2. Ferrari 430 Spider Biofuel

Several other exciting announcements about plug in hybrids at the Detroit autoshow, indicating a race to market by automakers. Here’s a roundup:

Saturn’s PHEV Vue: “Version 2 comes late this year using the more common nickel-metal hydride type battery packs in combination with the General’s direct-injected 3.6L V-6 to give a reported 50% boost in fuel economy. Version 3 comes late 2009 at the earliest and swaps the nickel battery for a lithium-ion unit. Those batteries will come with a plug that allows the owner to get a full grid charge in about 4-5 hours.”

Interview with several GM execs about progress on getting a GM flex fuel plug in hybrid on the road. Their target date is November 2010. test drove a plug in hybrid Toyota Prius. Note that this PHEV was made by Toyota, not converted by others like the ones Set America Free and CalCars brought to Capitol Hill – this in and of itself is progress. Toyota intends “to offer plug-in hybrid vehicles by 2010 on a lease basis to fleet customers, such as government agencies and corporations.”

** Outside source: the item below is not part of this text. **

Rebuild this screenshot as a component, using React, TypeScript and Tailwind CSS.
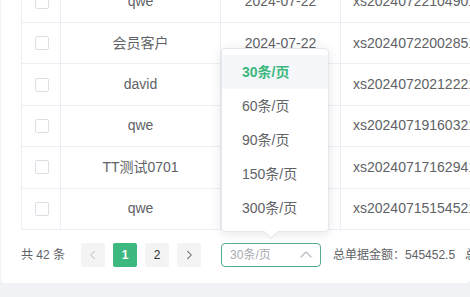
import React from 'react'

interface Row { name: string; date: string; no: string }

// dates of rows 3-6 sit under the open size menu, so they are left empty
const rows: Row[] = [
  { name: 'qwe', date: '2024-07-22', no: 'xs20240722104901' },
  { name: '会员客户', date: '2024-07-22', no: 'xs20240722002851' },
  { name: 'david', date: '', no: 'xs20240720212221' },
  { name: 'qwe', date: '', no: 'xs20240719160321' },
  { name: 'TT测试0701', date: '', no: 'xs20240717162941' },
  { name: 'qwe', date: '', no: 'xs20240715154521' },
]

const sizes = ['30条/页', '60条/页', '90条/页', '150条/页', '300条/页']

const font = { fontFamily: '"Liberation Sans", Arial, "Noto Sans CJK SC", sans-serif' }

function Chevron({ dir, color }: { dir: 'left' | 'right' | 'up'; color: string }) {
  const d = dir === 'left' ? 'M7 2 L3 6 L7 10' : dir === 'right' ? 'M4 2 L8 6 L4 10' : 'M1 8 L6 3 L11 8'
  return (
    <svg width={dir === 'up' ? 12 : 11} height="12" viewBox="0 0 12 12" fill="none" className="shrink-0">
      <path d={d} stroke={color} strokeWidth="1.1" strokeLinecap="round" strokeLinejoin="round" />
    </svg>
  )
}

export default function App() {
  return (
    <div className="relative w-[470px] h-[297px] overflow-hidden bg-[#f0f2f5] text-[#606266]" style={font}>
      <div className="ml-[1px] h-[283px] bg-white rounded-b pl-5 overflow-hidden">
        <div className="-mt-[18.4px]">
          {rows.map((r, i) => (
            <div key={i} className="grid grid-cols-[40px_160px_120px_1fr] h-[41.4px] box-border border-b border-[#ebeef5] text-[14px]">
              <div className="flex items-center justify-center border-l border-r border-[#ebeef5] pl-[2px]">
                <span className="w-[14px] h-[14px] rounded-[2px] border border-[#dcdfe6] bg-white" />
              </div>
              <div className="flex items-center justify-center border-r border-[#ebeef5]">{r.name}</div>
              <div className="flex items-center justify-center border-r border-[#ebeef5]">{r.date}</div>
              <div className="flex items-center pl-3 whitespace-nowrap overflow-hidden">{r.no}</div>
            </div>
          ))}
        </div>

        <div className="mt-[12.6px] flex items-center h-6 text-[12px] whitespace-nowrap">
          <span className="mr-4 shrink-0">共 42 条</span>
          <div className="flex gap-2 shrink-0">
            <button className="w-6 h-6 rounded-[2px] bg-[#f4f4f5] flex items-center justify-center">
              <Chevron dir="left" color="#c0c4cc" />
            </button>
            <button className="w-6 h-6 rounded-[2px] bg-[#3db87e] text-white font-bold flex items-center justify-center">1</button>
            <button className="w-6 h-6 rounded-[2px] bg-[#f4f4f5] text-[#303133] flex items-center justify-center">2</button>
            <button className="w-6 h-6 rounded-[2px] bg-[#f4f4f5] flex items-center justify-center">
              <Chevron dir="right" color="#606266" />
            </button>
          </div>
          <div className="ml-5 w-[100px] shrink-0 h-6 box-border rounded border border-[#55ad8b] flex items-center justify-between pl-2 pr-[8px]">
            <span className="text-[#a8abb2]">30条/页</span>
            <Chevron dir="up" color="#b4b7bd" />
          </div>
          <span className="ml-3 shrink-0">总单据金额：545452.5</span>
          <span className="ml-[10px] shrink-0">总数量：1280</span>
        </div>
      </div>

      <div className="absolute left-[221px] top-[48px] w-[108px] bg-white rounded border border-[#e4e7ed] shadow-[0_2px_12px_rgba(0,0,0,0.1)] py-[6px] text-[14px]">
        {sizes.map((s, i) => (
          <div
            key={s}
            className={i === 0
              ? 'h-[34px] flex items-center pl-5 bg-[#f5f7fa] text-[#3db87e] font-bold'
              : 'h-[34px] flex items-center pl-5 text-[#606266]'}
          >
            {s}
          </div>
        ))}
        <span className="absolute left-[44px] -bottom-[6px] w-[10px] h-[10px] rotate-45 bg-white border-r border-b border-[#e4e7ed]" />
      </div>
    </div>
  )
}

Meanwhile, leaping ahead of the pack, a Chinese automaker called BYD Auto, a newcomer to the exhibition unveiled its F6 Dual Model plug-in hybrid, announcing it intends to produce the car in the second half of this year. This announcement is a strong warning of shape up or ship out to the rest of the field, along the lines of Gal Luft’s Chinese Sputnik oped.

One reporter actually got to test drive BYD’s hybrid with its chairman on the floor of the convention center: “I’m now completely taken with my good luck at getting a real test drive from the Chairman, looking back at the BYD booth now 100 feet away. I was convinced that this was the end of the trip and the car would be backed up to the booth. And then the car sped up to about 10 mph, which is an uncomfortable speed in the middle of a convention center. There was only one obstacle in the way: a press conference. Little did the ALMS people know the Chinese were on their way The American Le Mans Series was holding a press conference to discuss the environmental innovations they were making in their racing (including the introduction of E85 ethanol to the racing series). It was fitting then that the chairman of the small chinese automaker, that sells annually in China what Honda sells in a month in the US, was pointing his answer to the environmental question right at them.
“…And how was the car? I have to admit, besides it’s “heavily borrowed” styling, the F6DM was quite smooth and with a level of fit and finish that was superior to many of the other full production cars on display from China. And that electric motor? Quiet as a mouse. And though we didn’t get the high-speed tour, the car drove smoothly and easily around the floor. Is this the future? I can’t be sure. But there’s no doubt that the company’s Chairman is dedicated to proving his car works. Conventions and convention center staff be damned.”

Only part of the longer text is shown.